**Job**. Collect every line of the records below that contains the word "Tailwind".

**Data shown**.
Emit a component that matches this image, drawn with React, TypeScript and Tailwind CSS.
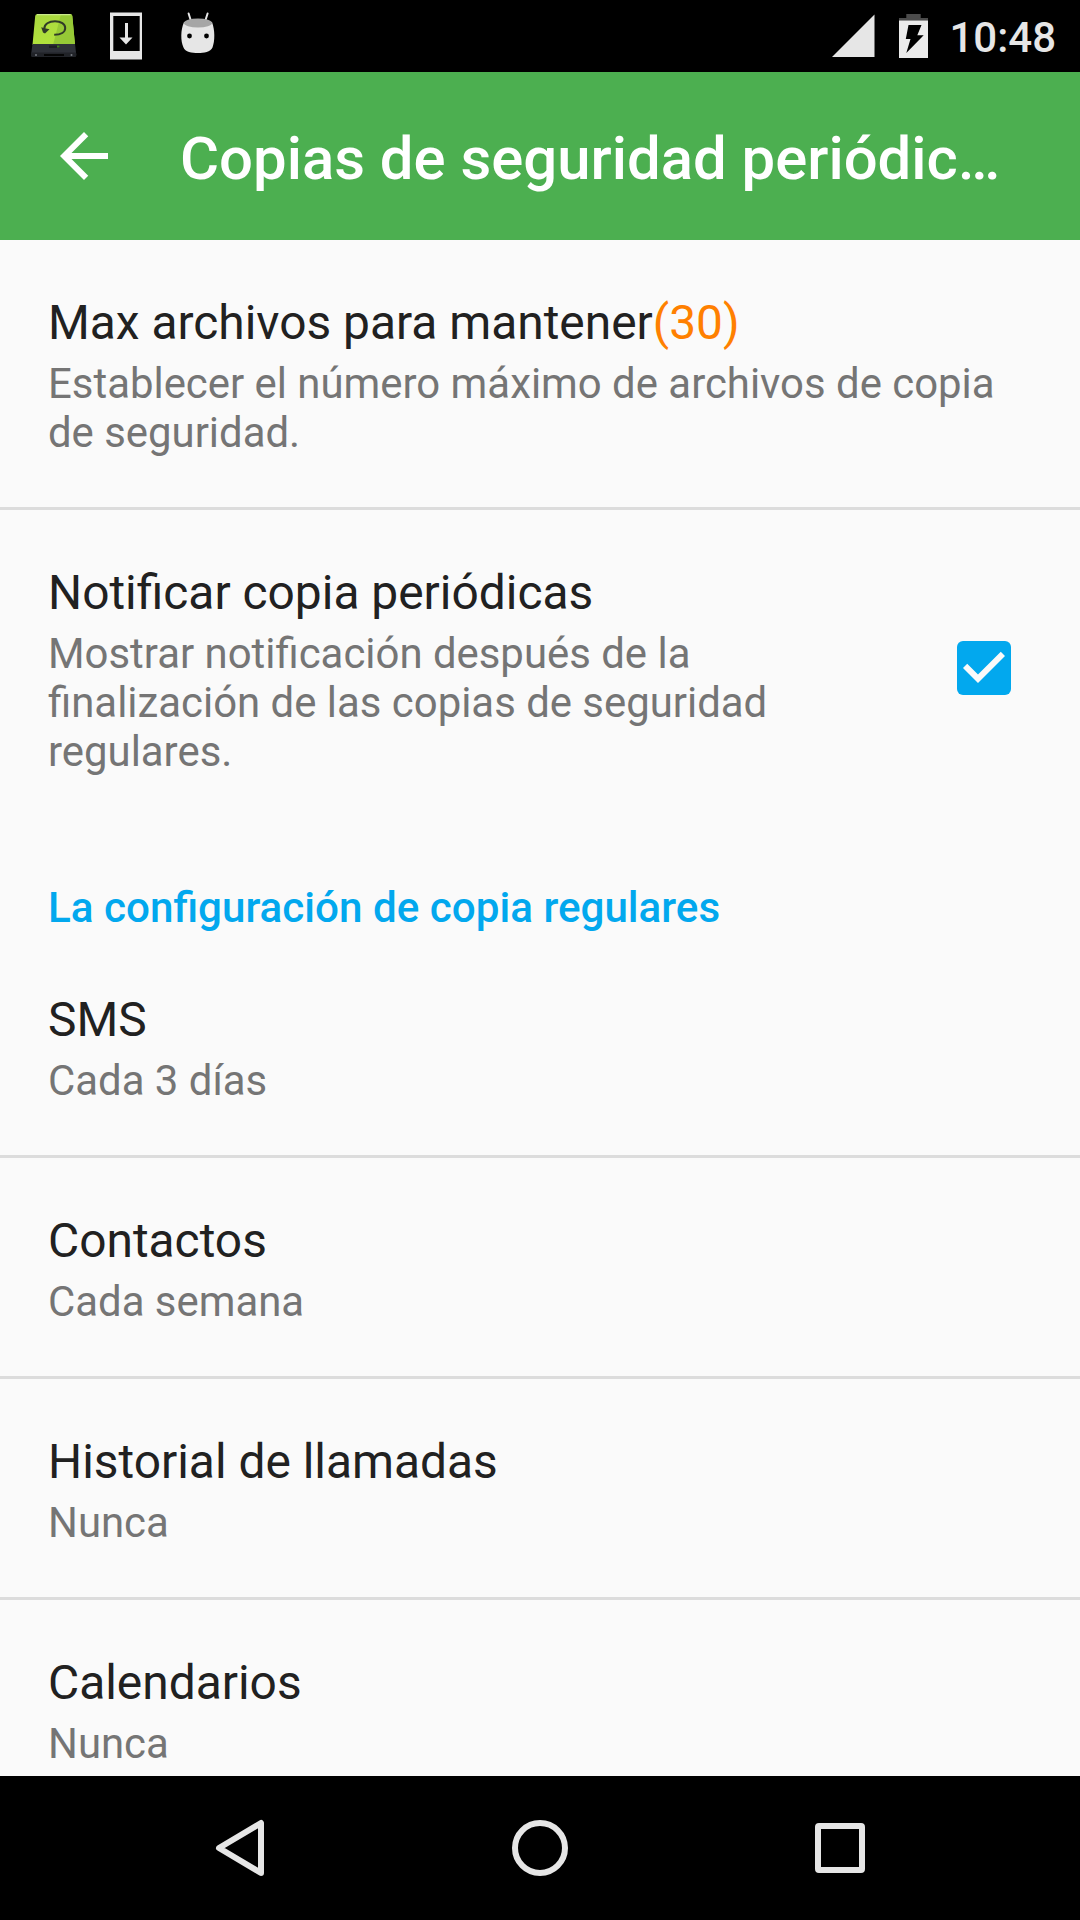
---
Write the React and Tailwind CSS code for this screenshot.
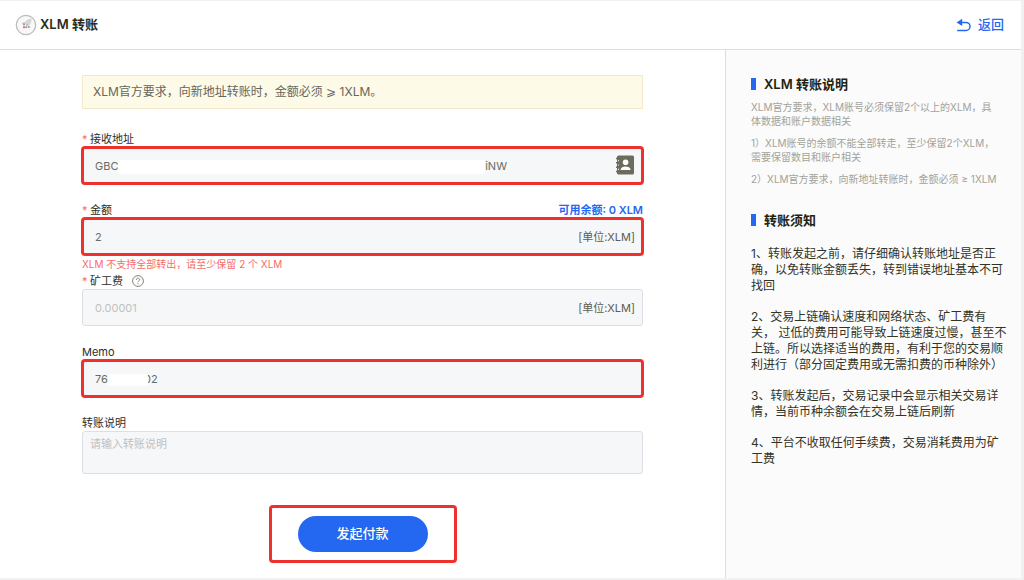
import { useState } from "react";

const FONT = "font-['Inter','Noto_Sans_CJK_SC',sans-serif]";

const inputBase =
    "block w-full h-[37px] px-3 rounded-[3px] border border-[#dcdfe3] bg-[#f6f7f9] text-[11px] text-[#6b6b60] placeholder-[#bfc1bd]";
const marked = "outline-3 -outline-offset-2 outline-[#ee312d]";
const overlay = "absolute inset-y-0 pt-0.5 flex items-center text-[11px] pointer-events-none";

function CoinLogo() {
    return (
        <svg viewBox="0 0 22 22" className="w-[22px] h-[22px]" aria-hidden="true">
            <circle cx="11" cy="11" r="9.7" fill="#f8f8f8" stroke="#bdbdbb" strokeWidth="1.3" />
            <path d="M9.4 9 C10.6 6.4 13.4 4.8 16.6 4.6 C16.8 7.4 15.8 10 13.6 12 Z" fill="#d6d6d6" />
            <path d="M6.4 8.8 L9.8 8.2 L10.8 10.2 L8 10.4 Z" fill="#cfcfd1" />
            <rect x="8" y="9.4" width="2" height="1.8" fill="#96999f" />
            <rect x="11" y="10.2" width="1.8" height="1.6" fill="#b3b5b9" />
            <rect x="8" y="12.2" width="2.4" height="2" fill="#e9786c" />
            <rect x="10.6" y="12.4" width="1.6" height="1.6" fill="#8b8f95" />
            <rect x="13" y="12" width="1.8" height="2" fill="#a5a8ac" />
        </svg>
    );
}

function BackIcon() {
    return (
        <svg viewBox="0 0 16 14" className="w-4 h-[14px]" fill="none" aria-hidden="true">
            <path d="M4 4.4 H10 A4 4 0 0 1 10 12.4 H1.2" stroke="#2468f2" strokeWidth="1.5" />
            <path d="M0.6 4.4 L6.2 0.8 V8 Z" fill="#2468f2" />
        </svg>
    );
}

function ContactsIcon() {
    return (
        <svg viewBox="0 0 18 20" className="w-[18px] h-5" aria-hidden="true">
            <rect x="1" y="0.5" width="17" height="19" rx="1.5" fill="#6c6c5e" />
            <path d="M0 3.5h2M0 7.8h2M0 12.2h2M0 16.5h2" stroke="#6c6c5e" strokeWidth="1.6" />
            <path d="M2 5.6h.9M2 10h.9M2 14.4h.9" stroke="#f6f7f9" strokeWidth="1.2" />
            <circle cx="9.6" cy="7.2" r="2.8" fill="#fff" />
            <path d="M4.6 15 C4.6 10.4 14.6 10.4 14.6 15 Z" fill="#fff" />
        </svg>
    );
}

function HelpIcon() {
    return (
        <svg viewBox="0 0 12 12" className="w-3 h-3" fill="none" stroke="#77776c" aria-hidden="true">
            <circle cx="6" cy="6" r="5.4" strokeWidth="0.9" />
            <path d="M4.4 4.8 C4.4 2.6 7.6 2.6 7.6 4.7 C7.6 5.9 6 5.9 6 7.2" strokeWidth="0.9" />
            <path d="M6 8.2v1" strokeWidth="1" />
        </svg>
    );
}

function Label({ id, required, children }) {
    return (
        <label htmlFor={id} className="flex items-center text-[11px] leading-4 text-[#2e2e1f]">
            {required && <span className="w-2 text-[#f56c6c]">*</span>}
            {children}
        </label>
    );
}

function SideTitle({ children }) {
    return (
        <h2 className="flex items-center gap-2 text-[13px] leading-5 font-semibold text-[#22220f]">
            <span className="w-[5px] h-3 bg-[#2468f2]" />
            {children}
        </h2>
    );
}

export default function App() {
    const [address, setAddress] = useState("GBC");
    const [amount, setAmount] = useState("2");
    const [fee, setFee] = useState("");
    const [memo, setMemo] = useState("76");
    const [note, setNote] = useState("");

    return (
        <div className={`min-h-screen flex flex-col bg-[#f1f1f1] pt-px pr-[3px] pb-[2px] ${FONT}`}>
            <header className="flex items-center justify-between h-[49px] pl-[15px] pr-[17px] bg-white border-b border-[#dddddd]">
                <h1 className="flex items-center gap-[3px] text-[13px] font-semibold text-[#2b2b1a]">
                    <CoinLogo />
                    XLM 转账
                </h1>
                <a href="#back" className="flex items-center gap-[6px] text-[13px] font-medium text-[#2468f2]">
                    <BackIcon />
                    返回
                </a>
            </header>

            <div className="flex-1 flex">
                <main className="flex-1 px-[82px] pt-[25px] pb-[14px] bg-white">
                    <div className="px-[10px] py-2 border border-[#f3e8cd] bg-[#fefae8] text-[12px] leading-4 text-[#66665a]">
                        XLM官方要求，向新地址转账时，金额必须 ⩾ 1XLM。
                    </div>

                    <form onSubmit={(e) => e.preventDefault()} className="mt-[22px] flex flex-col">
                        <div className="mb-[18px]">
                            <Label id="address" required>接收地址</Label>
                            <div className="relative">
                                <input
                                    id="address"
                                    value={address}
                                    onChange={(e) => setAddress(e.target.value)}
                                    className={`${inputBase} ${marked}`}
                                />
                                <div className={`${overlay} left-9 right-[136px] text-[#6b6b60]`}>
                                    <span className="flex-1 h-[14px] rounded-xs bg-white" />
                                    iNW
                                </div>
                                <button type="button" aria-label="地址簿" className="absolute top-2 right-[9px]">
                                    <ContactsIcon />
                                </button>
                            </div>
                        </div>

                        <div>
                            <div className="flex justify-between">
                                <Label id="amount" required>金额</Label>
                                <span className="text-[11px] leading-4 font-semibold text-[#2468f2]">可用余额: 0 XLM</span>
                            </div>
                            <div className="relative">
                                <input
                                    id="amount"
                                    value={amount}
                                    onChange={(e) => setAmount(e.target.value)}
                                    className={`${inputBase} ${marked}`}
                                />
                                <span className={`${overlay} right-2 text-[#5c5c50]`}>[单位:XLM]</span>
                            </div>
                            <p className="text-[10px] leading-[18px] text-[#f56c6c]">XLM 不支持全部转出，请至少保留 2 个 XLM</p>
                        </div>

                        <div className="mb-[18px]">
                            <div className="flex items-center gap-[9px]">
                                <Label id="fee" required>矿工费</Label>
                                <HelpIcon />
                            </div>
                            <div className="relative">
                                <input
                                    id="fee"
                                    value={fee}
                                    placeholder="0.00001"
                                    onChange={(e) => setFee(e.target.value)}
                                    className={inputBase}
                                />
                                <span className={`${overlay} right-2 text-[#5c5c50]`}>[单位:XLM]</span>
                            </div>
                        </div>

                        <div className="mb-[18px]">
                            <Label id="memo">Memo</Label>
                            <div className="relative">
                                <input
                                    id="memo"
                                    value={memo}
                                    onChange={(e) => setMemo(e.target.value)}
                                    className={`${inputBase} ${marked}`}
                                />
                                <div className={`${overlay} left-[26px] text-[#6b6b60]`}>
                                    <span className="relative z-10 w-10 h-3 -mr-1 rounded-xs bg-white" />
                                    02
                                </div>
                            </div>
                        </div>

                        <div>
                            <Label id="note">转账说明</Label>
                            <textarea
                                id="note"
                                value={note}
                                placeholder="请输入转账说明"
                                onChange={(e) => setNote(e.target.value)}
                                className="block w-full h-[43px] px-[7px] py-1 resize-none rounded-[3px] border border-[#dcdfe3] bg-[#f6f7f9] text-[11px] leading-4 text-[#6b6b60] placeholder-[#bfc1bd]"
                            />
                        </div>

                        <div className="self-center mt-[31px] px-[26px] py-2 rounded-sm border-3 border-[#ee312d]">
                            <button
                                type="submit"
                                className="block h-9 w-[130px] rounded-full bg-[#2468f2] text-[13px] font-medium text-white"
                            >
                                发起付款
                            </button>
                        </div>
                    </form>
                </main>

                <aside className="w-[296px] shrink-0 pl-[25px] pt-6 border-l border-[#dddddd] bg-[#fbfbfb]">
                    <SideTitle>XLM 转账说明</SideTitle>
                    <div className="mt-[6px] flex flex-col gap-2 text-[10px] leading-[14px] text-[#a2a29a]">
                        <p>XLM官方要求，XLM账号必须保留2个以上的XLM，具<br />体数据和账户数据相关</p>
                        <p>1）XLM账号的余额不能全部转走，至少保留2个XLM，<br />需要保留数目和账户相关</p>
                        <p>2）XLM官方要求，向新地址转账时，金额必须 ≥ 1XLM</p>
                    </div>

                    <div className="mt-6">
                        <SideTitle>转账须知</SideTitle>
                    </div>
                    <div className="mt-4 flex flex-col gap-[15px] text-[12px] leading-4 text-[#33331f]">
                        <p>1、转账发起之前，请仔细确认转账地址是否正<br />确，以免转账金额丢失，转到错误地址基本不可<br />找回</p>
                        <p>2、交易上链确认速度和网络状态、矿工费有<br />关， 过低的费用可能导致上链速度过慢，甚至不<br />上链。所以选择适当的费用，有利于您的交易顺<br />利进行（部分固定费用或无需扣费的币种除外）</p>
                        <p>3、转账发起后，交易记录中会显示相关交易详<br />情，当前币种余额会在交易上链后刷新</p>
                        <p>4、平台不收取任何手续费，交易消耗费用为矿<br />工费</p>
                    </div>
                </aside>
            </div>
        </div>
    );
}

**Answer to this problem**.
Emit a component that matches this image, drawn with React, TypeScript and Tailwind CSS.
Write the React and Tailwind CSS code for this screenshot.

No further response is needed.